Photo courtesy of Tracie Hicks, Loganville, Georgia
Do you remember the hymn "Amazing Grace?" My favorite line was "Twas blind but now I see!" And when I'm running, I often hear Casting Crowns "And Now My Lifesong Sings" - again my favorite line is "I once was blind but now I see"....oh how I love those words. But, the lines that grab my heart the most are from Chris Tomlin's "I Will Rise" - It says "There's a day that's drawing near when this darkness breaks to light. And the shadows disappear. And my faith shall be my eyes!" The book of Hebrews tells us that we are living in but a shadow of what is to come...I am so glad that this is not all there is! One day I will see Him clearly, and I will KNOW Him. I will no longer be blind or need faith. I will SEE!

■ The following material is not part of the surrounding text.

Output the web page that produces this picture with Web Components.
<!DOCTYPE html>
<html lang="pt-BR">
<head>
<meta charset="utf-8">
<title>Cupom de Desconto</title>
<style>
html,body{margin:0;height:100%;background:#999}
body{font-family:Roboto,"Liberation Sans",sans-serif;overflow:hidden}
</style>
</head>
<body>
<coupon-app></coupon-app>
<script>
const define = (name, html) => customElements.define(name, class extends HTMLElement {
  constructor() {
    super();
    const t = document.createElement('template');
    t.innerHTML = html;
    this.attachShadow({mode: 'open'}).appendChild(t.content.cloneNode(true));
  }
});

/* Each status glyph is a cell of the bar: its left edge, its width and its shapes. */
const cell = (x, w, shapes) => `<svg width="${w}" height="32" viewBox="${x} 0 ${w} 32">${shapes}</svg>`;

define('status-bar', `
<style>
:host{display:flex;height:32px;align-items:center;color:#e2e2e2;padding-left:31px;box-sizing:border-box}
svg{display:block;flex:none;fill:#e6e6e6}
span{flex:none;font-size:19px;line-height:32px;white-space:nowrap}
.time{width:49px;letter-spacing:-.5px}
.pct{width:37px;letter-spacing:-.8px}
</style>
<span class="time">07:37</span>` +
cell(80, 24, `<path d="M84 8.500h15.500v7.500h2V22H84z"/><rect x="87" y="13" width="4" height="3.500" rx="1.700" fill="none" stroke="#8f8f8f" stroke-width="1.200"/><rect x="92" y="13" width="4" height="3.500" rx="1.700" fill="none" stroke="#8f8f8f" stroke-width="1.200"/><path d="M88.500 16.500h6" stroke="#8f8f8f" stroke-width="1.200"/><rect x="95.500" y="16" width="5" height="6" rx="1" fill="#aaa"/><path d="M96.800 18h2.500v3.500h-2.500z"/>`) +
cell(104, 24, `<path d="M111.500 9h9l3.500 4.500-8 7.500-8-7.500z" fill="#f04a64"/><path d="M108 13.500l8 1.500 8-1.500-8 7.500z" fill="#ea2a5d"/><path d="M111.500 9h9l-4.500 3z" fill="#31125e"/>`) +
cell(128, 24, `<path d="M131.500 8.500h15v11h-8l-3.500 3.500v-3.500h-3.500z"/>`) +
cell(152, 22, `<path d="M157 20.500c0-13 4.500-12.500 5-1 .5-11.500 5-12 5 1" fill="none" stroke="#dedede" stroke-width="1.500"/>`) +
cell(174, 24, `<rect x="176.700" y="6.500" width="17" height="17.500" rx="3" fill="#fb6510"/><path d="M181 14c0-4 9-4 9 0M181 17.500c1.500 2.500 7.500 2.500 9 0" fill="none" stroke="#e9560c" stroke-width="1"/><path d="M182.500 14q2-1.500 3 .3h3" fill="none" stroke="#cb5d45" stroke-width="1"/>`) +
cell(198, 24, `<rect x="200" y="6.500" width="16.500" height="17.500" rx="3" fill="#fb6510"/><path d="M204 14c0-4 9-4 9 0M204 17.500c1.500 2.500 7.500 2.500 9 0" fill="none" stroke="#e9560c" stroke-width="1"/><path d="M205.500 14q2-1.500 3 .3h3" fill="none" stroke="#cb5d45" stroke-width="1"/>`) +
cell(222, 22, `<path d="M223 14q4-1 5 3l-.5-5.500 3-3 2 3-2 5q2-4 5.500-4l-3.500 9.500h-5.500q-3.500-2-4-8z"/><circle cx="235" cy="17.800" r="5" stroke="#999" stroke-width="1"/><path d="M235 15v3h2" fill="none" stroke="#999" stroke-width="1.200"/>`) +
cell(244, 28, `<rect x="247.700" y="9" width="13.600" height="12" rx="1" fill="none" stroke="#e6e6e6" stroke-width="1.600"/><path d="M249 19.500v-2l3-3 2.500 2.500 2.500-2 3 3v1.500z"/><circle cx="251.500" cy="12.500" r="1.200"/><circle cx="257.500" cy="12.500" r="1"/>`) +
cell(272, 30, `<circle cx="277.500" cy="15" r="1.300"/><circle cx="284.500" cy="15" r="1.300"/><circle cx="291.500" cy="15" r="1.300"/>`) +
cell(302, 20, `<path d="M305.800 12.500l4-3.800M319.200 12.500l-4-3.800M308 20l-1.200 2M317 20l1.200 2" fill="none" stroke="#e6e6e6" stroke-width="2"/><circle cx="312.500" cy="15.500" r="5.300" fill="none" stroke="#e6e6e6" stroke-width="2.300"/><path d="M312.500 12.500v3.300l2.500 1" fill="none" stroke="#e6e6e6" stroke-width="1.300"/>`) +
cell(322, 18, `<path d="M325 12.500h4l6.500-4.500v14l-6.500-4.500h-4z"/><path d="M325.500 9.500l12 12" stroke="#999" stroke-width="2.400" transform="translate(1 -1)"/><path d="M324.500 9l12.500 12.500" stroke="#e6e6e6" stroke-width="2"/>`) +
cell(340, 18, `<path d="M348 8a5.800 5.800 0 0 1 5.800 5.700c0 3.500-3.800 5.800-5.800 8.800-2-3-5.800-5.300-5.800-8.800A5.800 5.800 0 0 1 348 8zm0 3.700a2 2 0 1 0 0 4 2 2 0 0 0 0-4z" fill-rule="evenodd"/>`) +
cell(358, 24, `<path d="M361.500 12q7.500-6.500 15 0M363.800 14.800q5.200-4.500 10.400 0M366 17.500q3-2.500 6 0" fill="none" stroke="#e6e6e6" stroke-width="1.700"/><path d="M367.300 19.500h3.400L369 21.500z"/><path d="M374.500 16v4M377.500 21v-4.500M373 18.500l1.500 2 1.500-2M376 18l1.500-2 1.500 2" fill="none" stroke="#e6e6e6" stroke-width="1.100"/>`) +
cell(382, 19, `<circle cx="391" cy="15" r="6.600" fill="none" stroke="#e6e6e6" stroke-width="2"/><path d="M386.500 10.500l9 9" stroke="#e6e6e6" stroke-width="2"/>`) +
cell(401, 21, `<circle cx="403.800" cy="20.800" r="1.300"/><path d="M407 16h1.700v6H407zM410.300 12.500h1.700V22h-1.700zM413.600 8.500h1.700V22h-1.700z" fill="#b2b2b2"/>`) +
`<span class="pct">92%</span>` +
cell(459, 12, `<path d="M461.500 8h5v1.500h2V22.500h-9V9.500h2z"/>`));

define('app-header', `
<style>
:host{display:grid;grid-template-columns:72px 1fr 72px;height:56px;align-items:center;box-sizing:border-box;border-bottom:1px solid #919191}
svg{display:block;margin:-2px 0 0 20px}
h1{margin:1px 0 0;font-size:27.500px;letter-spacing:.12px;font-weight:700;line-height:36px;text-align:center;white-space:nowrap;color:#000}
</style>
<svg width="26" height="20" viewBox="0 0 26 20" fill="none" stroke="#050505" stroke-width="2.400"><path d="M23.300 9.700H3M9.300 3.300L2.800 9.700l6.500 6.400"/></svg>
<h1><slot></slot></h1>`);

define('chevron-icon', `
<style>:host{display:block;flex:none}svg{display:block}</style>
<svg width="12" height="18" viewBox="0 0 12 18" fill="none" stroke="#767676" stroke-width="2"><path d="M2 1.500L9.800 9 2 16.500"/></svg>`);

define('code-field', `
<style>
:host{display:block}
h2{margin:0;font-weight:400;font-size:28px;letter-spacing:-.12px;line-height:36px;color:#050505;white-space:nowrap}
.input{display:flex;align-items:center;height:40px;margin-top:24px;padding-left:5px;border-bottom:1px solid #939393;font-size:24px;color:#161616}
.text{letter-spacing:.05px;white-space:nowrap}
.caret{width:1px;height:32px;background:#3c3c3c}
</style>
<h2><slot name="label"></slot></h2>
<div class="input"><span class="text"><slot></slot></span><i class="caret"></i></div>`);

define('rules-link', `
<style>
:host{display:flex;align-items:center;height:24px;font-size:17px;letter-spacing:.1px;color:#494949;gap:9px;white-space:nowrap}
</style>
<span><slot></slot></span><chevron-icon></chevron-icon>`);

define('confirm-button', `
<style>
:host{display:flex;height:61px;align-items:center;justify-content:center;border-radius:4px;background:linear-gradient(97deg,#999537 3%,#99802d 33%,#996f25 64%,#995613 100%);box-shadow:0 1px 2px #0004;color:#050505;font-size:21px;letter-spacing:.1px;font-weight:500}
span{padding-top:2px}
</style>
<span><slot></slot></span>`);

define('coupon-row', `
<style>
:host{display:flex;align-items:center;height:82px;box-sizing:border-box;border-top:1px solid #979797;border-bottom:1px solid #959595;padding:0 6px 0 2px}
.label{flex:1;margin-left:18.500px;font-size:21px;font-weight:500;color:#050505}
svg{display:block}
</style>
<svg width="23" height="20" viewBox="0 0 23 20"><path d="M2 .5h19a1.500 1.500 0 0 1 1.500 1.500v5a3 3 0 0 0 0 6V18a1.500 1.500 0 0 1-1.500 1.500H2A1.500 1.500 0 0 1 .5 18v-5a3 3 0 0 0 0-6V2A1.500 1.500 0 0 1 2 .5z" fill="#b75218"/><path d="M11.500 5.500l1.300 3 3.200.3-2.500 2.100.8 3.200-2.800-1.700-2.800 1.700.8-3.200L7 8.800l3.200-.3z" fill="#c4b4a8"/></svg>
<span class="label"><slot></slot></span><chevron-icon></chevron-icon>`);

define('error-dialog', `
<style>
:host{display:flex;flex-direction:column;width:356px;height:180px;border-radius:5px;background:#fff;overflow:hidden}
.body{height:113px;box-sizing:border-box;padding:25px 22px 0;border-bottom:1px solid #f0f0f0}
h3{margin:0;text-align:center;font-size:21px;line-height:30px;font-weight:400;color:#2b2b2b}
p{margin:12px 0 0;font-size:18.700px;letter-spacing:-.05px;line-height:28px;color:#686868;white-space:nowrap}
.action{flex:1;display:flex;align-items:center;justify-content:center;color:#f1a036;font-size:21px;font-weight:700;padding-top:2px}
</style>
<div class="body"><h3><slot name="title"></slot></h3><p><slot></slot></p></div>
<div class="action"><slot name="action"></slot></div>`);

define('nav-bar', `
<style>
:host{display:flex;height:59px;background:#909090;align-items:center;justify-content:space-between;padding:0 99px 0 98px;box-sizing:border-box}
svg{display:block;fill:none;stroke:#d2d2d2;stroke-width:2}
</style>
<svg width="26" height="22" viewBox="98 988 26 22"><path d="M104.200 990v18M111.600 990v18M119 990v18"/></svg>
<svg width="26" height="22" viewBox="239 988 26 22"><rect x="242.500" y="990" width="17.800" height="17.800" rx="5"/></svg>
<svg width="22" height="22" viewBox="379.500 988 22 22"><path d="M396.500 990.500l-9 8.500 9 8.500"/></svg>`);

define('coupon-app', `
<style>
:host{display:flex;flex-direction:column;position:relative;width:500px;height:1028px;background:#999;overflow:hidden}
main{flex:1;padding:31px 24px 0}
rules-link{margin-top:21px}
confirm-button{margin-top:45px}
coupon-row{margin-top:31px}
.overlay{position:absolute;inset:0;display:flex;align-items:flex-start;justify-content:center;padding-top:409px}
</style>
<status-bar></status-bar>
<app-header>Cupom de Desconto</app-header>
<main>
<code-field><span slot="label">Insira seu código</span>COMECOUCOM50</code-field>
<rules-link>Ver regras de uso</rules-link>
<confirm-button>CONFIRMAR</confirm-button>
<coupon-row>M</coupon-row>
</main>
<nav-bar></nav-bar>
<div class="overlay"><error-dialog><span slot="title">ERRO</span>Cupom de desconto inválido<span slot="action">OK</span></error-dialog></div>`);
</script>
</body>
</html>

This past week we had a team in Guatemala leading outreach to the village of Sacjavilla. The mission church there led the way with a medical clinic, construction projects and VBS for the kids. My job was to keep the medical clinic flowing smoothly which was not quite as easy as I anticipated. I ended up leading the introduction to the clinic in the triage area....as each person came in, I took his/her form, welcomed them, took their height, weight and temperature and sent them on to a nurse nearby.
Then, HE came in. The blind man. He shuffled in with a cane swiftly moving from the right to the left. On his other arm was his granddaughter who gently led him into the room. My heart broke. Tears welled up in my eyes as I thought about the daily life of not being able to see. And, God reminded me that I am still so blind in many areas. I praised Him for opening my eyes in so many ways this past year and for the places that He will unveil this next year.

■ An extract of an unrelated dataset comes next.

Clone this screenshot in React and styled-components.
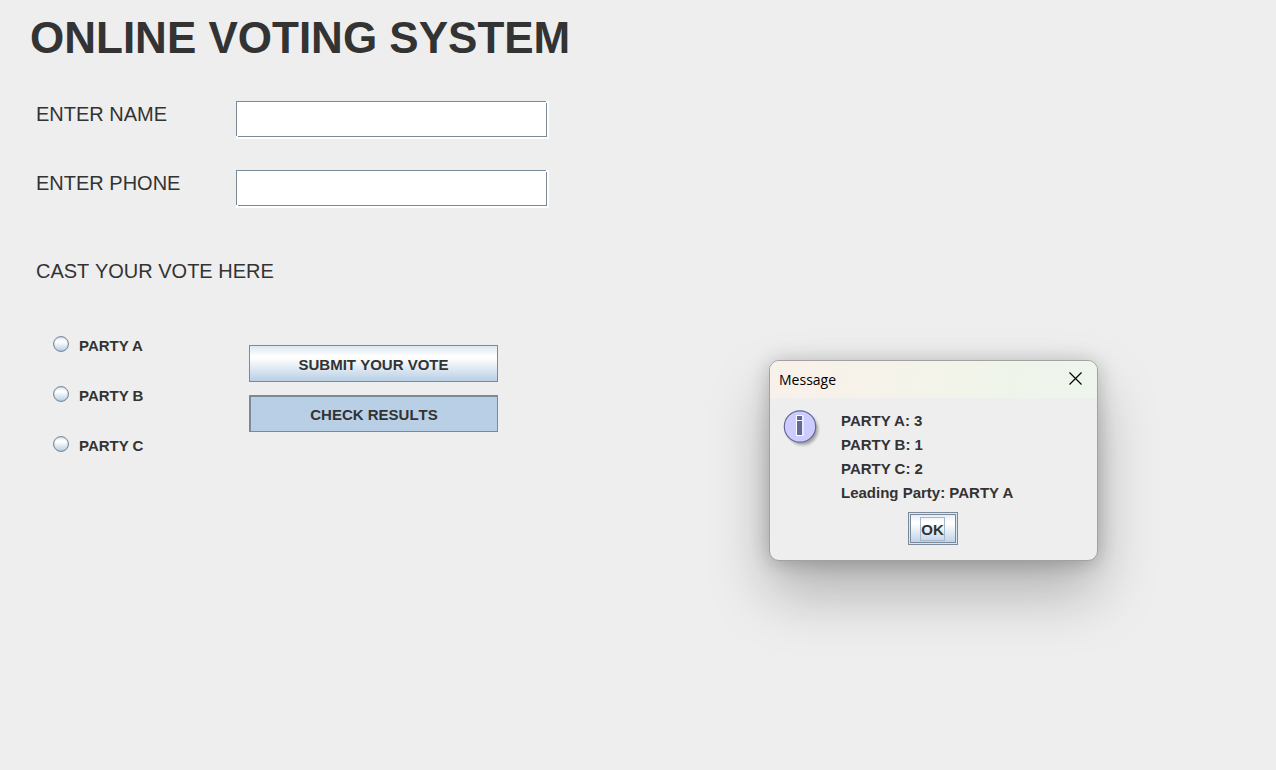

Almost a year ago (the Saturday after Thanksgiving will mark the official day), God convicted our family of living in a way that did NOT glorify Him at all. We were eating mindlessly, unhealthily, and without regard for Him. Exercise was non-existent. Our attitudes and behaviors around our physical bodies were sour and rebellious. He broke our hearts. He took the blinders off our eyes. We saw, for the first time, how our disobedience was hindering God's glory in our lives.

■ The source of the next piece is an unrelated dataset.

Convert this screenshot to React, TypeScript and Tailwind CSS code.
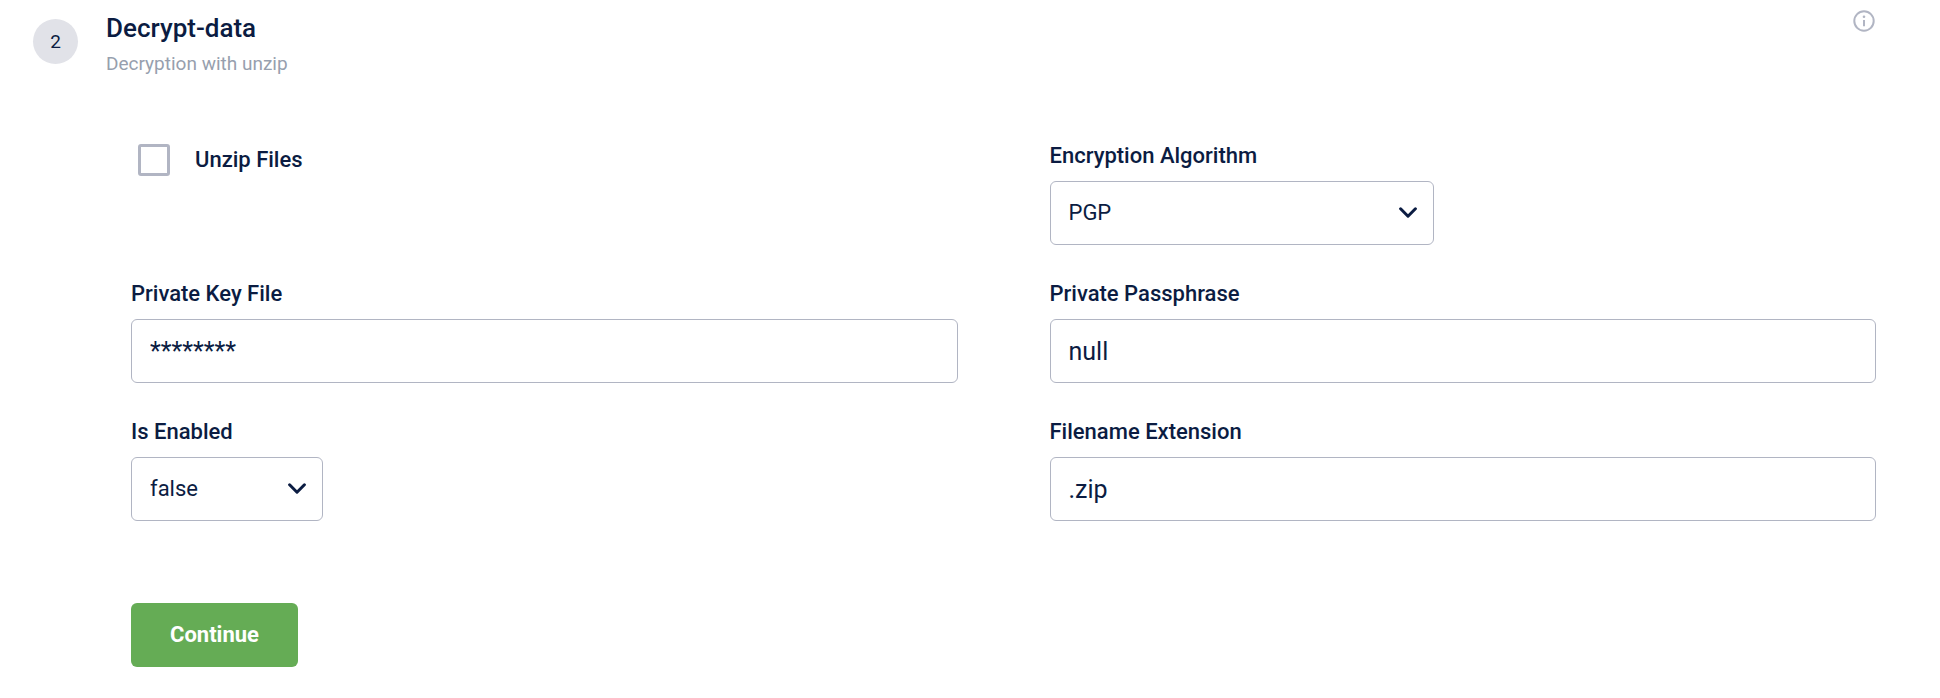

Are there areas where you are blinded today? Maybe there's something that you do NOT want anyone holding you accountable for? A subject that you have lots of excuses/reasons/justifications to support? A place that is hidden and not open for discussion?
I have been on the other side of accountability and didn't like it one bit. When God unblinded us, the years of rebellion and disobedience came flooding back. It was overwhelming...and humbling...and embarrassing...and humiliating. It was a breaking of sorts...a breaking of our wills and desires. We had to submit to God's call on our lives for His ultimate glory. Only He could do this and get all the credit. We are weak and feeble. He is strong and enduring. We gladly accept His ways in all of this!
Take a good look at where you may be blinded today...face it and ask God to show you what He wants you to do. You never know where He will take you!